━━ Data shown

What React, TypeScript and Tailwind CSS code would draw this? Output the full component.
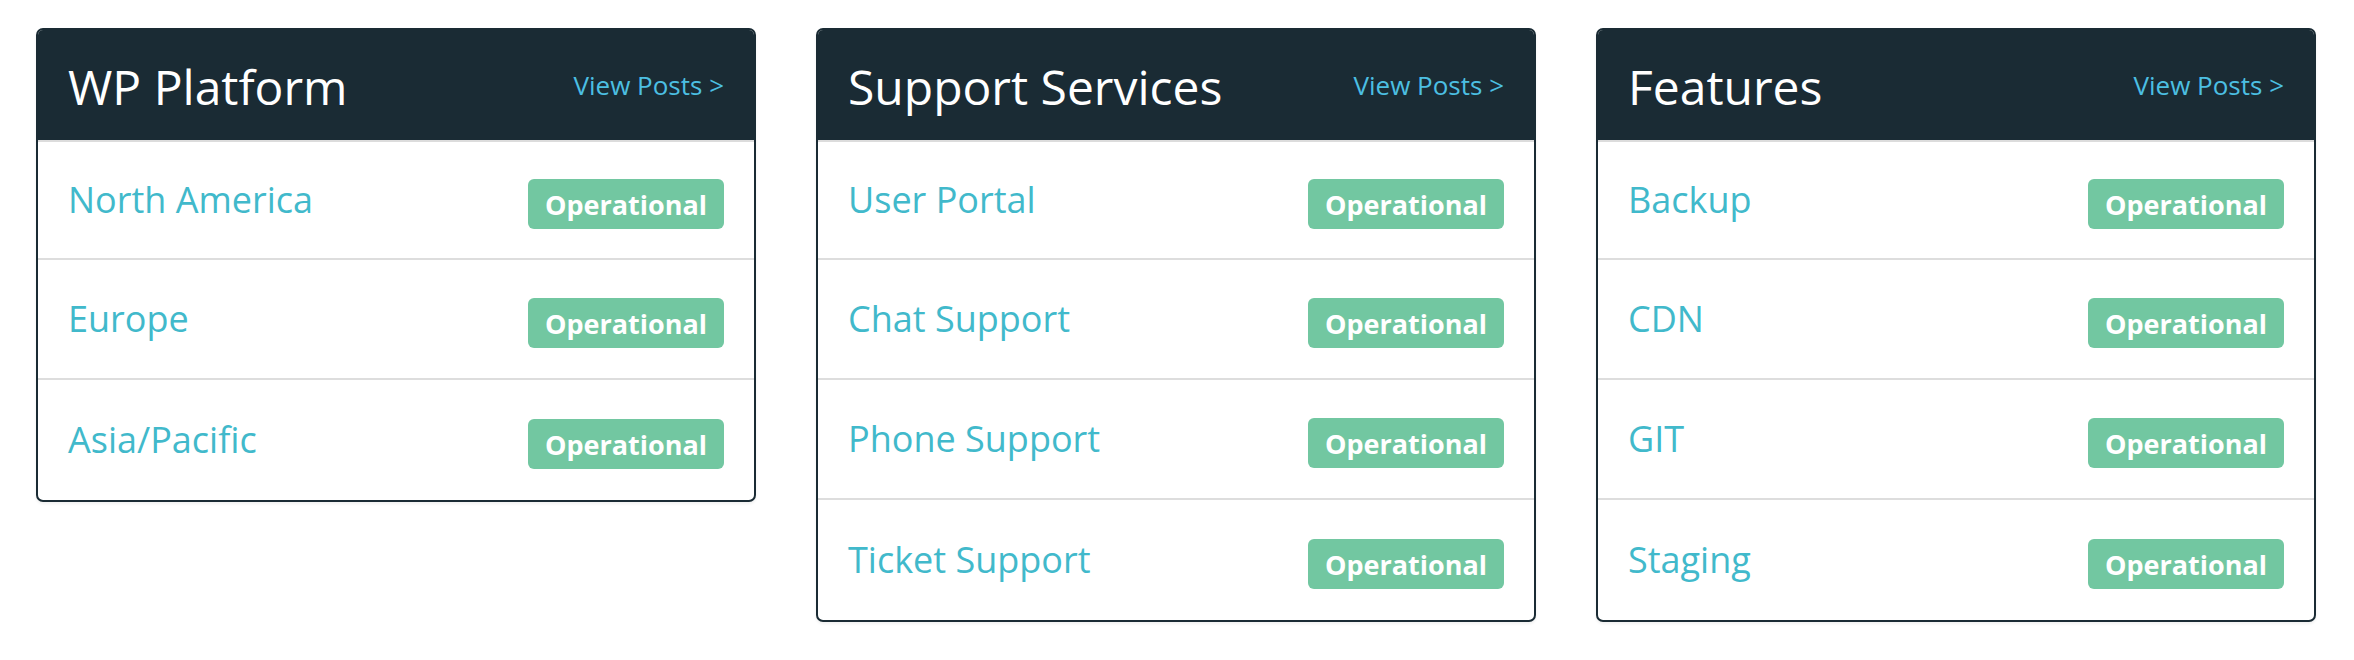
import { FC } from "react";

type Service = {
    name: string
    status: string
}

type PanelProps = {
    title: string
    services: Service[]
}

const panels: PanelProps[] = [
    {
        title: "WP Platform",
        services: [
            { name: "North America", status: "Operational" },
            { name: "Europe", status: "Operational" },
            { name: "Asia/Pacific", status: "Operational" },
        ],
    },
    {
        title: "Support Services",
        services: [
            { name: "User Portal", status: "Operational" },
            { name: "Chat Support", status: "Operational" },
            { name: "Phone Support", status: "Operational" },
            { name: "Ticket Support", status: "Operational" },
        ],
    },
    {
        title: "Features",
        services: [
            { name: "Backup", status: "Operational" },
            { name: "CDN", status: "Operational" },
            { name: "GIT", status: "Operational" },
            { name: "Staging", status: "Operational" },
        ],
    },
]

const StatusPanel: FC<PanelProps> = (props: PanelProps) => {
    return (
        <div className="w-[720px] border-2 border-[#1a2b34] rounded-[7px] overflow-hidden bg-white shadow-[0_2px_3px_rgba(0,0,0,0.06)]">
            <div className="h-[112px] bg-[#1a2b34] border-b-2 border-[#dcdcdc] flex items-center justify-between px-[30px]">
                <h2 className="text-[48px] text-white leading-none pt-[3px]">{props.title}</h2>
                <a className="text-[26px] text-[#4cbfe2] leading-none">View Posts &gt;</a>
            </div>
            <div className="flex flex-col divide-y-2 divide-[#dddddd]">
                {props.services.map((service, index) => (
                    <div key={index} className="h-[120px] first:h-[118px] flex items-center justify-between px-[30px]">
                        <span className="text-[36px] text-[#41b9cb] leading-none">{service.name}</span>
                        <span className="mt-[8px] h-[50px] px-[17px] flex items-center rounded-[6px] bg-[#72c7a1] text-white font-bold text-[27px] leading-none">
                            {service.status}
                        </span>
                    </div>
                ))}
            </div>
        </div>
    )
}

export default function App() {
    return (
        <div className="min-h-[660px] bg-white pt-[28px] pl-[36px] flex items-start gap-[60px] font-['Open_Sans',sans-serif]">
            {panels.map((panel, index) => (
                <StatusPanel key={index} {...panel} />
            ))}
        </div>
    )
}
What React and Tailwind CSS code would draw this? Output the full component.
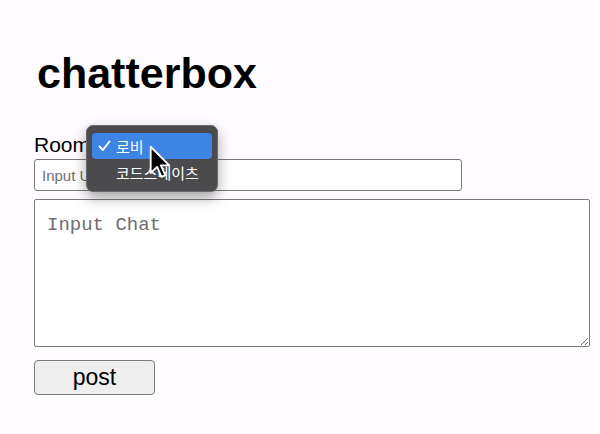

━━━━

* [Given problem]:
Copy all the lines of data exactly as they appear, dropping any images.

* [Full answer]:
What React, TypeScript and Tailwind CSS code would draw this? Output the full component.
import { FC } from "react";

type Service = {
    name: string
    status: string
}

type PanelProps = {
    title: string
    services: Service[]
}

const panels: PanelProps[] = [
    {
        title: "WP Platform",
        services: [
            { name: "North America", status: "Operational" },
            { name: "Europe", status: "Operational" },
            { name: "Asia/Pacific", status: "Operational" },
        ],
    },
    {
        title: "Support Services",
        services: [
            { name: "User Portal", status: "Operational" },
            { name: "Chat Support", status: "Operational" },
            { name: "Phone Support", status: "Operational" },
            { name: "Ticket Support", status: "Operational" },
        ],
    },
    {
        title: "Features",
        services: [
            { name: "Backup", status: "Operational" },
            { name: "CDN", status: "Operational" },
            { name: "GIT", status: "Operational" },
            { name: "Staging", status: "Operational" },
        ],
    },
]

const StatusPanel: FC<PanelProps> = (props: PanelProps) => {
    return (
        <div className="w-[720px] border-2 border-[#1a2b34] rounded-[7px] overflow-hidden bg-white shadow-[0_2px_3px_rgba(0,0,0,0.06)]">
            <div className="h-[112px] bg-[#1a2b34] border-b-2 border-[#dcdcdc] flex items-center justify-between px-[30px]">
                <h2 className="text-[48px] text-white leading-none pt-[3px]">{props.title}</h2>
                <a className="text-[26px] text-[#4cbfe2] leading-none">View Posts &gt;</a>
            </div>
            <div className="flex flex-col divide-y-2 divide-[#dddddd]">
                {props.services.map((service, index) => (
                    <div key={index} className="h-[120px] first:h-[118px] flex items-center justify-between px-[30px]">
                        <span className="text-[36px] text-[#41b9cb] leading-none">{service.name}</span>
                        <span className="mt-[8px] h-[50px] px-[17px] flex items-center rounded-[6px] bg-[#72c7a1] text-white font-bold text-[27px] leading-none">
                            {service.status}
                        </span>
                    </div>
                ))}
            </div>
        </div>
    )
}

export default function App() {
    return (
        <div className="min-h-[660px] bg-white pt-[28px] pl-[36px] flex items-start gap-[60px] font-['Open_Sans',sans-serif]">
            {panels.map((panel, index) => (
                <StatusPanel key={index} {...panel} />
            ))}
        </div>
    )
}
What React and Tailwind CSS code would draw this? Output the full component.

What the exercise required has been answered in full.